**EXERCISE GOAL:** Your task is to copy the material exactly.

**STORED DATA:**
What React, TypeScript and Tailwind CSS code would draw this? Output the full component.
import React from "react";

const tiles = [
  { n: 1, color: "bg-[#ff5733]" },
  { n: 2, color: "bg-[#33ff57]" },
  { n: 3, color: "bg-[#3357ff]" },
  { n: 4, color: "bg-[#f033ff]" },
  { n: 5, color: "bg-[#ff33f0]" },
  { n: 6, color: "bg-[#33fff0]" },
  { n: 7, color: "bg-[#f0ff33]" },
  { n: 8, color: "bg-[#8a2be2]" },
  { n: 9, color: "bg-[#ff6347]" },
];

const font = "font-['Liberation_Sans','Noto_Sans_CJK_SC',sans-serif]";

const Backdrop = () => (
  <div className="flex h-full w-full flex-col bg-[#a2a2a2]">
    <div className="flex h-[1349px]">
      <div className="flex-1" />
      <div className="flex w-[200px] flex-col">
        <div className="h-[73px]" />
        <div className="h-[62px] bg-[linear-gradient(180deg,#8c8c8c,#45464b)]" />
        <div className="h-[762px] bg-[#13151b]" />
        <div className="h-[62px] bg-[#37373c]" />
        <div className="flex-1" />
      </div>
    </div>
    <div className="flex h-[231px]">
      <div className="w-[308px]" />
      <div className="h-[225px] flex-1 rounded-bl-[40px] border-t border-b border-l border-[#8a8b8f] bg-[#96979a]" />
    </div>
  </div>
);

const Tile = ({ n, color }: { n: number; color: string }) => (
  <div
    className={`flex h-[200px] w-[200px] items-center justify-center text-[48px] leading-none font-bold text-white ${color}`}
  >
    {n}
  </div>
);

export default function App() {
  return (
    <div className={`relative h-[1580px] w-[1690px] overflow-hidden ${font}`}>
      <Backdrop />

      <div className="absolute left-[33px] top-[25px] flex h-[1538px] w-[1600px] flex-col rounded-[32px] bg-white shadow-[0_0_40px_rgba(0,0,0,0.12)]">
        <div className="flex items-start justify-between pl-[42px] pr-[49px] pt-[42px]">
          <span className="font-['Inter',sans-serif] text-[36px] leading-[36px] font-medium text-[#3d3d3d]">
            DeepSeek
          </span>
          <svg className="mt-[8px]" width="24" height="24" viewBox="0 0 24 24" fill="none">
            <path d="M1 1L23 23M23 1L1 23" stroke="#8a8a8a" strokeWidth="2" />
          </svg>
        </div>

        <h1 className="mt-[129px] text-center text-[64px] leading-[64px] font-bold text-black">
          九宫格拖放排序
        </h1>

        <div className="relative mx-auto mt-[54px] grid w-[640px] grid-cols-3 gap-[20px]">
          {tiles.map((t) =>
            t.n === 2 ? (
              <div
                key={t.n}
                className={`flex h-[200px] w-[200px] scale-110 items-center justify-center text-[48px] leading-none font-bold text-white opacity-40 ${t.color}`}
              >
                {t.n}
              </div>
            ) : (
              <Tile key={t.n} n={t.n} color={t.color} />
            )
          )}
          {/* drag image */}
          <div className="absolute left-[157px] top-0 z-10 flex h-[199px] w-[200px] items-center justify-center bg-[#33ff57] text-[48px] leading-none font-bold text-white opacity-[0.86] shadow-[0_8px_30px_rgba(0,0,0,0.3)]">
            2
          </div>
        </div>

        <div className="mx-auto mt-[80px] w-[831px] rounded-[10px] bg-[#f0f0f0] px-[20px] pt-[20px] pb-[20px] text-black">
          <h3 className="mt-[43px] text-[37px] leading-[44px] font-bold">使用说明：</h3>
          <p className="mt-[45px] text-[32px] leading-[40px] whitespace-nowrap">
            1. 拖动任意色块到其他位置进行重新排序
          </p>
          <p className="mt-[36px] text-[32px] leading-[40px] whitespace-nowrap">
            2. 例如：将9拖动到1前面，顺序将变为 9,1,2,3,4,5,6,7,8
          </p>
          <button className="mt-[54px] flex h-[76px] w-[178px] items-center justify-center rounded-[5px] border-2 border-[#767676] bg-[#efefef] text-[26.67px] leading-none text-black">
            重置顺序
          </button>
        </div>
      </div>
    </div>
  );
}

**OUTPUT OF THE TASK:**
What React, TypeScript and Tailwind CSS code would draw this? Output the full component.
import React from "react";

const tiles = [
  { n: 1, color: "bg-[#ff5733]" },
  { n: 2, color: "bg-[#33ff57]" },
  { n: 3, color: "bg-[#3357ff]" },
  { n: 4, color: "bg-[#f033ff]" },
  { n: 5, color: "bg-[#ff33f0]" },
  { n: 6, color: "bg-[#33fff0]" },
  { n: 7, color: "bg-[#f0ff33]" },
  { n: 8, color: "bg-[#8a2be2]" },
  { n: 9, color: "bg-[#ff6347]" },
];

const font = "font-['Liberation_Sans','Noto_Sans_CJK_SC',sans-serif]";

const Backdrop = () => (
  <div className="flex h-full w-full flex-col bg-[#a2a2a2]">
    <div className="flex h-[1349px]">
      <div className="flex-1" />
      <div className="flex w-[200px] flex-col">
        <div className="h-[73px]" />
        <div className="h-[62px] bg-[linear-gradient(180deg,#8c8c8c,#45464b)]" />
        <div className="h-[762px] bg-[#13151b]" />
        <div className="h-[62px] bg-[#37373c]" />
        <div className="flex-1" />
      </div>
    </div>
    <div className="flex h-[231px]">
      <div className="w-[308px]" />
      <div className="h-[225px] flex-1 rounded-bl-[40px] border-t border-b border-l border-[#8a8b8f] bg-[#96979a]" />
    </div>
  </div>
);

const Tile = ({ n, color }: { n: number; color: string }) => (
  <div
    className={`flex h-[200px] w-[200px] items-center justify-center text-[48px] leading-none font-bold text-white ${color}`}
  >
    {n}
  </div>
);

export default function App() {
  return (
    <div className={`relative h-[1580px] w-[1690px] overflow-hidden ${font}`}>
      <Backdrop />

      <div className="absolute left-[33px] top-[25px] flex h-[1538px] w-[1600px] flex-col rounded-[32px] bg-white shadow-[0_0_40px_rgba(0,0,0,0.12)]">
        <div className="flex items-start justify-between pl-[42px] pr-[49px] pt-[42px]">
          <span className="font-['Inter',sans-serif] text-[36px] leading-[36px] font-medium text-[#3d3d3d]">
            DeepSeek
          </span>
          <svg className="mt-[8px]" width="24" height="24" viewBox="0 0 24 24" fill="none">
            <path d="M1 1L23 23M23 1L1 23" stroke="#8a8a8a" strokeWidth="2" />
          </svg>
        </div>

        <h1 className="mt-[129px] text-center text-[64px] leading-[64px] font-bold text-black">
          九宫格拖放排序
        </h1>

        <div className="relative mx-auto mt-[54px] grid w-[640px] grid-cols-3 gap-[20px]">
          {tiles.map((t) =>
            t.n === 2 ? (
              <div
                key={t.n}
                className={`flex h-[200px] w-[200px] scale-110 items-center justify-center text-[48px] leading-none font-bold text-white opacity-40 ${t.color}`}
              >
                {t.n}
              </div>
            ) : (
              <Tile key={t.n} n={t.n} color={t.color} />
            )
          )}
          {/* drag image */}
          <div className="absolute left-[157px] top-0 z-10 flex h-[199px] w-[200px] items-center justify-center bg-[#33ff57] text-[48px] leading-none font-bold text-white opacity-[0.86] shadow-[0_8px_30px_rgba(0,0,0,0.3)]">
            2
          </div>
        </div>

        <div className="mx-auto mt-[80px] w-[831px] rounded-[10px] bg-[#f0f0f0] px-[20px] pt-[20px] pb-[20px] text-black">
          <h3 className="mt-[43px] text-[37px] leading-[44px] font-bold">使用说明：</h3>
          <p className="mt-[45px] text-[32px] leading-[40px] whitespace-nowrap">
            1. 拖动任意色块到其他位置进行重新排序
          </p>
          <p className="mt-[36px] text-[32px] leading-[40px] whitespace-nowrap">
            2. 例如：将9拖动到1前面，顺序将变为 9,1,2,3,4,5,6,7,8
          </p>
          <button className="mt-[54px] flex h-[76px] w-[178px] items-center justify-center rounded-[5px] border-2 border-[#767676] bg-[#efefef] text-[26.67px] leading-none text-black">
            重置顺序
          </button>
        </div>
      </div>
    </div>
  );
}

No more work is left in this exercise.